TO DO
Images are not part of the copy; write out the rest of the data exactly as given.

----

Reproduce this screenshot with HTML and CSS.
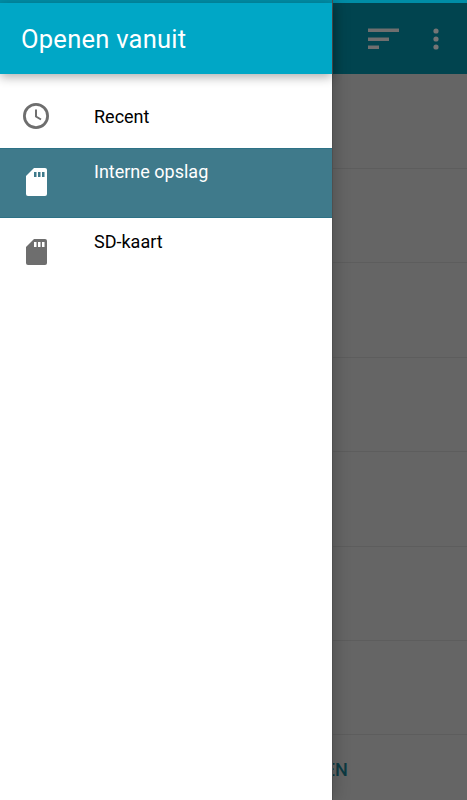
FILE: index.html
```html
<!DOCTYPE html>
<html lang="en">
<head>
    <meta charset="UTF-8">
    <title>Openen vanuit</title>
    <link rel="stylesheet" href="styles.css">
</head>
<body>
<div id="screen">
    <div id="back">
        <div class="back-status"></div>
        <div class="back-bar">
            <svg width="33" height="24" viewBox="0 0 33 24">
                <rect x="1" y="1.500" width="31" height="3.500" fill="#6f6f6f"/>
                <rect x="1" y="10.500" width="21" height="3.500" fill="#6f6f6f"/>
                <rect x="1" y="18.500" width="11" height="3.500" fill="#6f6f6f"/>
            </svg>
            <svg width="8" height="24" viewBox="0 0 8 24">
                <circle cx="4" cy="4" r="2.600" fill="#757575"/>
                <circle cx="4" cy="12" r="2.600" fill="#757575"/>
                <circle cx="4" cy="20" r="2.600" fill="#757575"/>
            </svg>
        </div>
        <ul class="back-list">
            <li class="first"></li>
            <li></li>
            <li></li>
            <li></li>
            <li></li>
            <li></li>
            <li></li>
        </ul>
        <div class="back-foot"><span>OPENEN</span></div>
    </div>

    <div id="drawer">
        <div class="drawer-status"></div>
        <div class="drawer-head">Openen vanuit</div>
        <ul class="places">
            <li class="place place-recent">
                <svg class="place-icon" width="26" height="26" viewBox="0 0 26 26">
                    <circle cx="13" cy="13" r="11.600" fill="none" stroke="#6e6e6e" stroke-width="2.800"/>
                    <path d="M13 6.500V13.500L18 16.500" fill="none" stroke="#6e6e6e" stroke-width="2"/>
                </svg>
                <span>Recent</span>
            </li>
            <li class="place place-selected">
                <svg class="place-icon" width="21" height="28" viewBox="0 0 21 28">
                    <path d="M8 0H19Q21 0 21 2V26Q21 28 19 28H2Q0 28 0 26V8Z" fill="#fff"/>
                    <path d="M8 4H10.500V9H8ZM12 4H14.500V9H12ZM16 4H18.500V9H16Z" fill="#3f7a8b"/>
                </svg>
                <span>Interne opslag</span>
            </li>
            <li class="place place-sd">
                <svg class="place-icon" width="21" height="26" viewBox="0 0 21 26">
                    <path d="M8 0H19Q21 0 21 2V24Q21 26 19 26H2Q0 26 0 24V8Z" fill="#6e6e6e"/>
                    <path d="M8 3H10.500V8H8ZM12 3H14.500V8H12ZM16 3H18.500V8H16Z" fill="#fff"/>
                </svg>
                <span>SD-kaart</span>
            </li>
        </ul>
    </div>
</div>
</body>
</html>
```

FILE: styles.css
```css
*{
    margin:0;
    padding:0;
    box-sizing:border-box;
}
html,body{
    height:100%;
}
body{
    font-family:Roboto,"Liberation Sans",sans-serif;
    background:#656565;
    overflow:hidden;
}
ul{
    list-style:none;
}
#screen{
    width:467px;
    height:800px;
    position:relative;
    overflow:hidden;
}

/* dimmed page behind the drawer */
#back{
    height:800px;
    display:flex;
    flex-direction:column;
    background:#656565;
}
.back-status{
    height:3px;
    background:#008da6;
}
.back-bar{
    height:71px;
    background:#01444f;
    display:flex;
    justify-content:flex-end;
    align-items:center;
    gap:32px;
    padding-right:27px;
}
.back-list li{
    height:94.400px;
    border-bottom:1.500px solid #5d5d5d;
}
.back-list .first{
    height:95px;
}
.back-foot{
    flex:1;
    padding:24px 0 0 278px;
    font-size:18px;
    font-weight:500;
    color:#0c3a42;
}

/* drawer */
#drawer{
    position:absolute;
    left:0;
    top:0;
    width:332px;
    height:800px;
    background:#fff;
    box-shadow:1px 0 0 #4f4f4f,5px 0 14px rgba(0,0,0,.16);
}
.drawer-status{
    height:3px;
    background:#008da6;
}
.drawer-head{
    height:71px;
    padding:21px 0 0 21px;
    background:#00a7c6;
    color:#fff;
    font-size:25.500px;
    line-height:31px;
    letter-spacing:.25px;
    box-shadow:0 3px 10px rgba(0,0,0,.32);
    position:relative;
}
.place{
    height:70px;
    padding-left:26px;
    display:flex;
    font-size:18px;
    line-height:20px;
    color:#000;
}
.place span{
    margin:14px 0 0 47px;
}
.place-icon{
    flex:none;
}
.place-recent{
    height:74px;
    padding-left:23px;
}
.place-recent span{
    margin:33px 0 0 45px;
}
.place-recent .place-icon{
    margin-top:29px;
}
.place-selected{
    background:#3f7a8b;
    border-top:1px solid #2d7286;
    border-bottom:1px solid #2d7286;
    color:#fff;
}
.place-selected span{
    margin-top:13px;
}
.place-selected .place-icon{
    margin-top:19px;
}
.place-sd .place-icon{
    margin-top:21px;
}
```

----

RESPONSE TO THE EXERCISE
Reproduce this screenshot with HTML and CSS.
FILE: index.html
```html
<!DOCTYPE html>
<html lang="en">
<head>
    <meta charset="UTF-8">
    <title>Openen vanuit</title>
    <link rel="stylesheet" href="styles.css">
</head>
<body>
<div id="screen">
    <div id="back">
        <div class="back-status"></div>
        <div class="back-bar">
            <svg width="33" height="24" viewBox="0 0 33 24">
                <rect x="1" y="1.500" width="31" height="3.500" fill="#6f6f6f"/>
                <rect x="1" y="10.500" width="21" height="3.500" fill="#6f6f6f"/>
                <rect x="1" y="18.500" width="11" height="3.500" fill="#6f6f6f"/>
            </svg>
            <svg width="8" height="24" viewBox="0 0 8 24">
                <circle cx="4" cy="4" r="2.600" fill="#757575"/>
                <circle cx="4" cy="12" r="2.600" fill="#757575"/>
                <circle cx="4" cy="20" r="2.600" fill="#757575"/>
            </svg>
        </div>
        <ul class="back-list">
            <li class="first"></li>
            <li></li>
            <li></li>
            <li></li>
            <li></li>
            <li></li>
            <li></li>
        </ul>
        <div class="back-foot"><span>OPENEN</span></div>
    </div>

    <div id="drawer">
        <div class="drawer-status"></div>
        <div class="drawer-head">Openen vanuit</div>
        <ul class="places">
            <li class="place place-recent">
                <svg class="place-icon" width="26" height="26" viewBox="0 0 26 26">
                    <circle cx="13" cy="13" r="11.600" fill="none" stroke="#6e6e6e" stroke-width="2.800"/>
                    <path d="M13 6.500V13.500L18 16.500" fill="none" stroke="#6e6e6e" stroke-width="2"/>
                </svg>
                <span>Recent</span>
            </li>
            <li class="place place-selected">
                <svg class="place-icon" width="21" height="28" viewBox="0 0 21 28">
                    <path d="M8 0H19Q21 0 21 2V26Q21 28 19 28H2Q0 28 0 26V8Z" fill="#fff"/>
                    <path d="M8 4H10.500V9H8ZM12 4H14.500V9H12ZM16 4H18.500V9H16Z" fill="#3f7a8b"/>
                </svg>
                <span>Interne opslag</span>
            </li>
            <li class="place place-sd">
                <svg class="place-icon" width="21" height="26" viewBox="0 0 21 26">
                    <path d="M8 0H19Q21 0 21 2V24Q21 26 19 26H2Q0 26 0 24V8Z" fill="#6e6e6e"/>
                    <path d="M8 3H10.500V8H8ZM12 3H14.500V8H12ZM16 3H18.500V8H16Z" fill="#fff"/>
                </svg>
                <span>SD-kaart</span>
            </li>
        </ul>
    </div>
</div>
</body>
</html>
```

FILE: styles.css
```css
*{
    margin:0;
    padding:0;
    box-sizing:border-box;
}
html,body{
    height:100%;
}
body{
    font-family:Roboto,"Liberation Sans",sans-serif;
    background:#656565;
    overflow:hidden;
}
ul{
    list-style:none;
}
#screen{
    width:467px;
    height:800px;
    position:relative;
    overflow:hidden;
}

/* dimmed page behind the drawer */
#back{
    height:800px;
    display:flex;
    flex-direction:column;
    background:#656565;
}
.back-status{
    height:3px;
    background:#008da6;
}
.back-bar{
    height:71px;
    background:#01444f;
    display:flex;
    justify-content:flex-end;
    align-items:center;
    gap:32px;
    padding-right:27px;
}
.back-list li{
    height:94.400px;
    border-bottom:1.500px solid #5d5d5d;
}
.back-list .first{
    height:95px;
}
.back-foot{
    flex:1;
    padding:24px 0 0 278px;
    font-size:18px;
    font-weight:500;
    color:#0c3a42;
}

/* drawer */
#drawer{
    position:absolute;
    left:0;
    top:0;
    width:332px;
    height:800px;
    background:#fff;
    box-shadow:1px 0 0 #4f4f4f,5px 0 14px rgba(0,0,0,.16);
}
.drawer-status{
    height:3px;
    background:#008da6;
}
.drawer-head{
    height:71px;
    padding:21px 0 0 21px;
    background:#00a7c6;
    color:#fff;
    font-size:25.500px;
    line-height:31px;
    letter-spacing:.25px;
    box-shadow:0 3px 10px rgba(0,0,0,.32);
    position:relative;
}
.place{
    height:70px;
    padding-left:26px;
    display:flex;
    font-size:18px;
    line-height:20px;
    color:#000;
}
.place span{
    margin:14px 0 0 47px;
}
.place-icon{
    flex:none;
}
.place-recent{
    height:74px;
    padding-left:23px;
}
.place-recent span{
    margin:33px 0 0 45px;
}
.place-recent .place-icon{
    margin-top:29px;
}
.place-selected{
    background:#3f7a8b;
    border-top:1px solid #2d7286;
    border-bottom:1px solid #2d7286;
    color:#fff;
}
.place-selected span{
    margin-top:13px;
}
.place-selected .place-icon{
    margin-top:19px;
}
.place-sd .place-icon{
    margin-top:21px;
}
```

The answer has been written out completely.